To remedy this lack of vision, Starmer has hired the former pollster Deborah Mattinson as his head of strategy. At a shadow cabinet away-day this Monday, she offered a useful presentation examining in granular detail the demographic groups Labour will need to win over. One group was defined as “Hero Labour” – voters who suffered from housing and job insecurity but had defected to the Tories, and whom Labour should present with a “real clear offer”. But Starmer’s allies acknowledge something is missing: the party leadership cannot name even five things that it believes in. Although some 200 policies have been announced since Starmer’s election, Mattinson’s polling found only one that resonated with voters: the pledge to “make, buy and sell more in Britain”, a repackaging of a Corbyn-era policy.
Starmer’s advisers are now talking of using party conference as an opportunity for a major relaunch: a dangerously counterproductive way to raise people’s expectations. Meanwhile some of Starmer’s MPs are aggressively pushing for leadership election rules to be changed to give them the whip hand, preventing a leftwing MP from succeeding him. These factional attacks on the left are precisely the problem.

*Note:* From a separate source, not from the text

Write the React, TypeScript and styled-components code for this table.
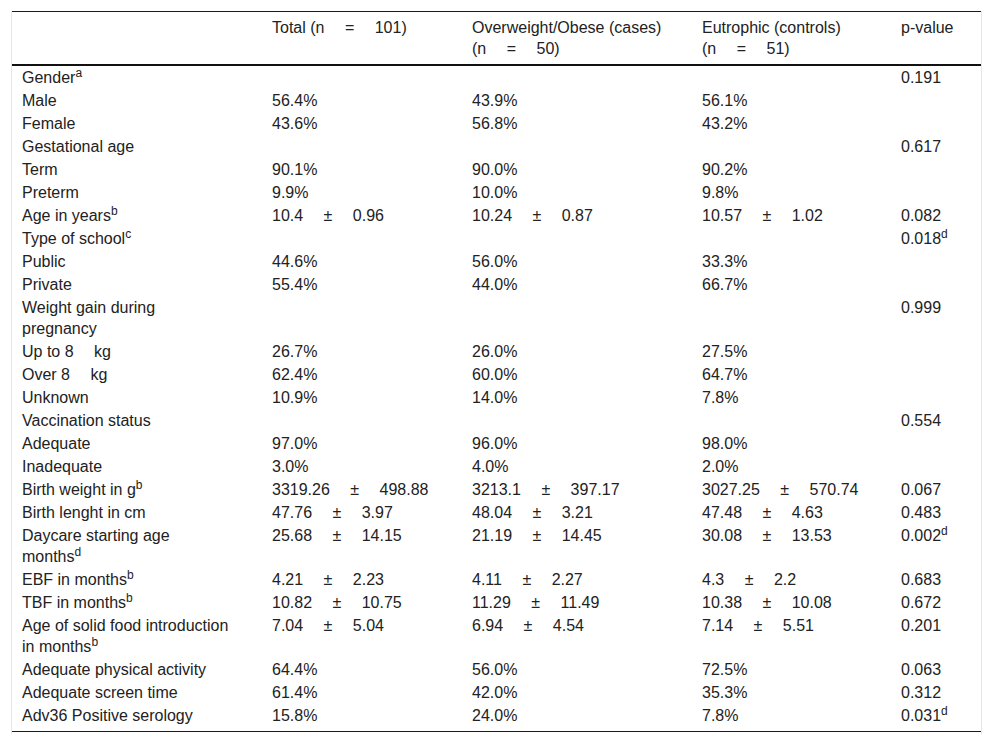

When David Cameron was asked before the 2010 election why he wanted to be prime minister, he answered “because I think I’d be good at it”. The same seems to apply to the Labour leader: there is no political vision behind his ambition. While his allies’ hearts may beat a little faster at the thought of ostracising the left, they don’t have an alternative distinct from the Tories to offer the country either. That Starmer’s team are cheered by a single opinion poll suggesting Labour’s first lead since January – caused not by any surge in support for the opposition, but by Tory voters going elsewhere – suggests a party in denial about the scale of its problems. And so a scandal-ridden government, which has handled the pandemic catastrophically and is now battering the working poor to protect the asset rich, is getting away with it all. It’s a tragedy for Labour, but it’s worse for everyone else.